EMC enhances Symmetrix DMX

During the recent flurry of product announcements, EMC Corp. made good on a number of additions and enhancements promised for its Symmetrix DMX enterprise disk storage line, among them a new feature that the company said will make data replication less expensive and possible over any distance.

Replication, the process in which data is copied from one storage device to another, has become a hot topic in government as agencies look for ways to reduce their vulnerability to system disruptions.

EMC announced a new version of its Symmetrix Remote Data Facility replication product called SRDF/A, the "A" standing for asynchronous. With prices starting at $20,000, the software lets customers who have EMC's Symmetric DMX disk arrays use standard Internet Protocol networks to transport the data copies across virtually any distance. With the previous generation synchronous SRDF product, the two disk systems involved in a replication could be no more than 100 kilometers apart, unless customers bought a separate channel extension device available from companies like CNT or Nortel Networks Ltd.

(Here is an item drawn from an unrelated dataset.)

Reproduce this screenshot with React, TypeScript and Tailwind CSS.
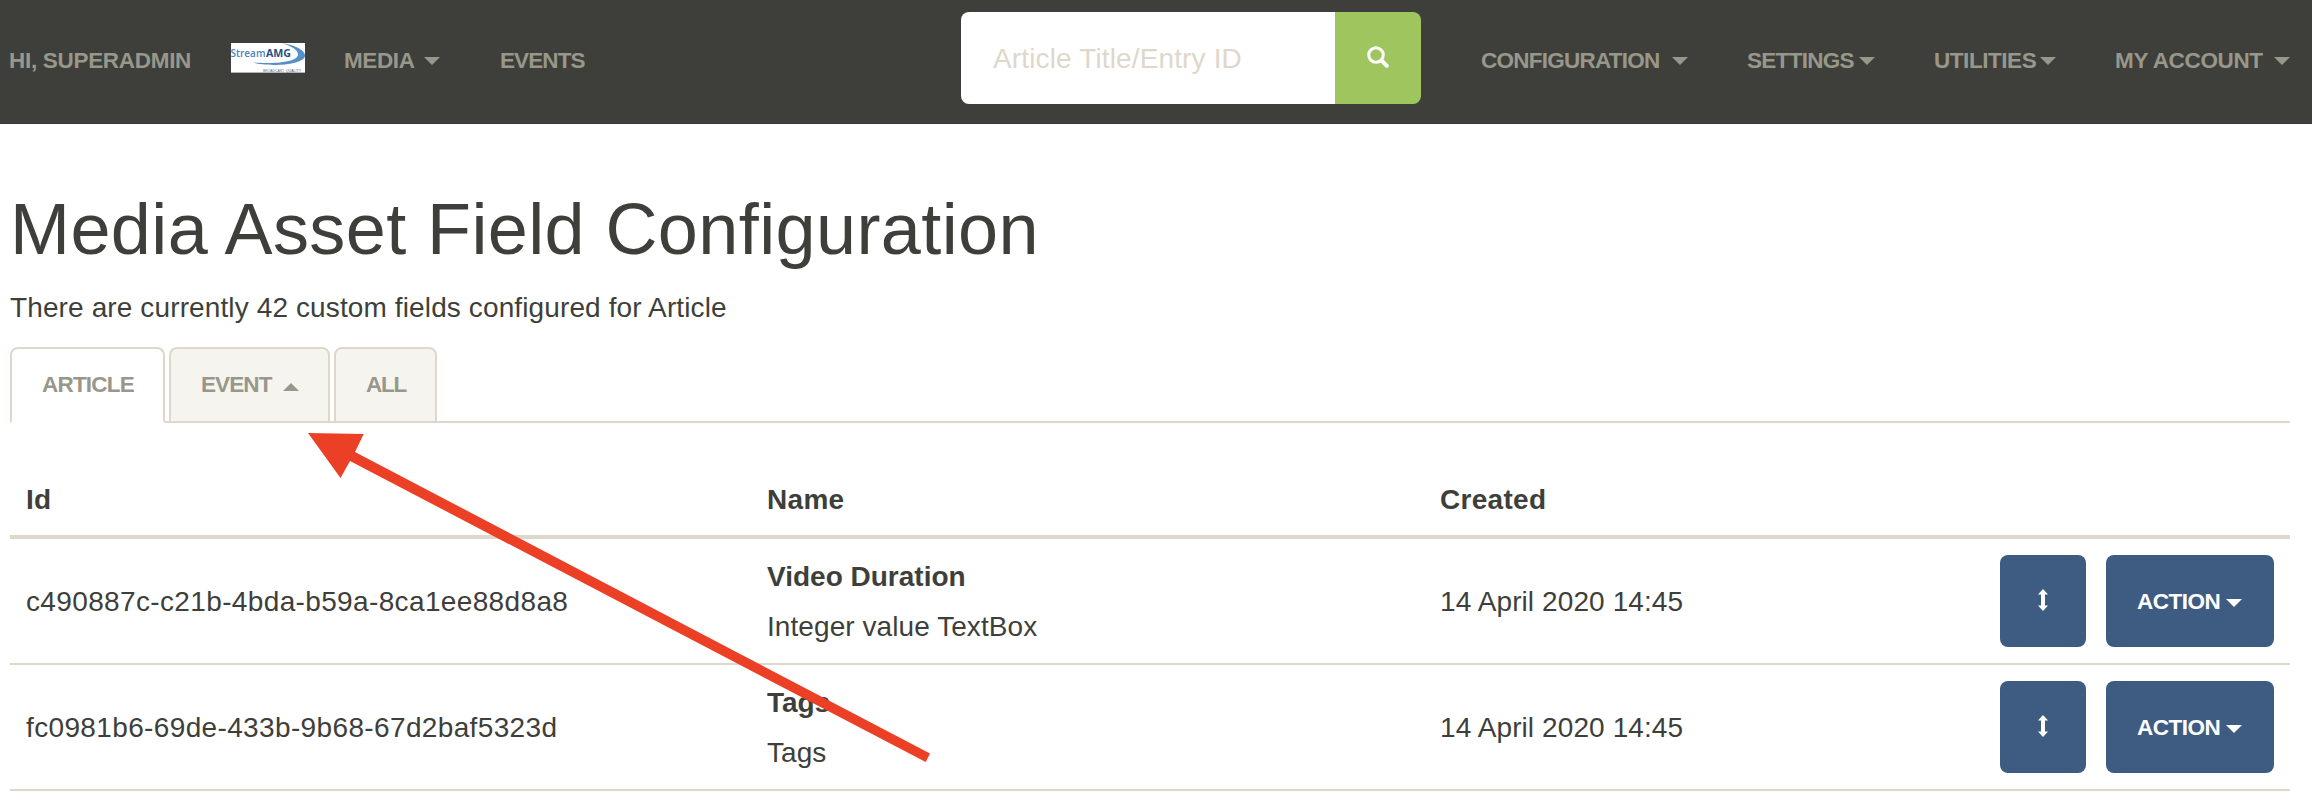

"By using SRDF/A and our new Gigabit Ethernet support, customers won't need to buy and manage a separate box to extend that connection," said Chuck Hollis, EMC's vice president of platforms marketing. "There will also be no performance penalty for doing long distance replication."

Among the other announcements EMC made include:

* Two new models — a new low and high end — in the flagship Symmetrix DMX line. At the entry level, there is a new configuration of the DMX800, which at $284,000 is 30 percent cheaper than the first DMX800 model introduced last February. The 800s share all the attributes of the bigger DMX boxes.

*On the high end, EMC introduced the DMX3000, listing for $1.7 million. Sporting up to 576 drives for a maximum raw capacity of more than 84 TB, the DMX3000 offers twice the capacity and up to twice the performance for certain applications, compared with the Symmetrix DMX2000, the previous top-of-the-line model introduced earlier in the year, according to the company.

* Native iSCSI support. All Symmetrix DMX disks systems now offer native support for iSCSI, which lets customers connect the systems using standard Internet Protocol networks like Gigabit Ethernet instead of the more expensive Fibre Channel gear traditionally used to build storage networks

* Support for mainframe Fiber Connectivity (FICON). The entire line of DMX systems can now be connected to IBM mainframes using FICON, a connectivity method that is much faster than the older Enterprise Systems Connection (ESCON) technology.

All the new products will be available next month.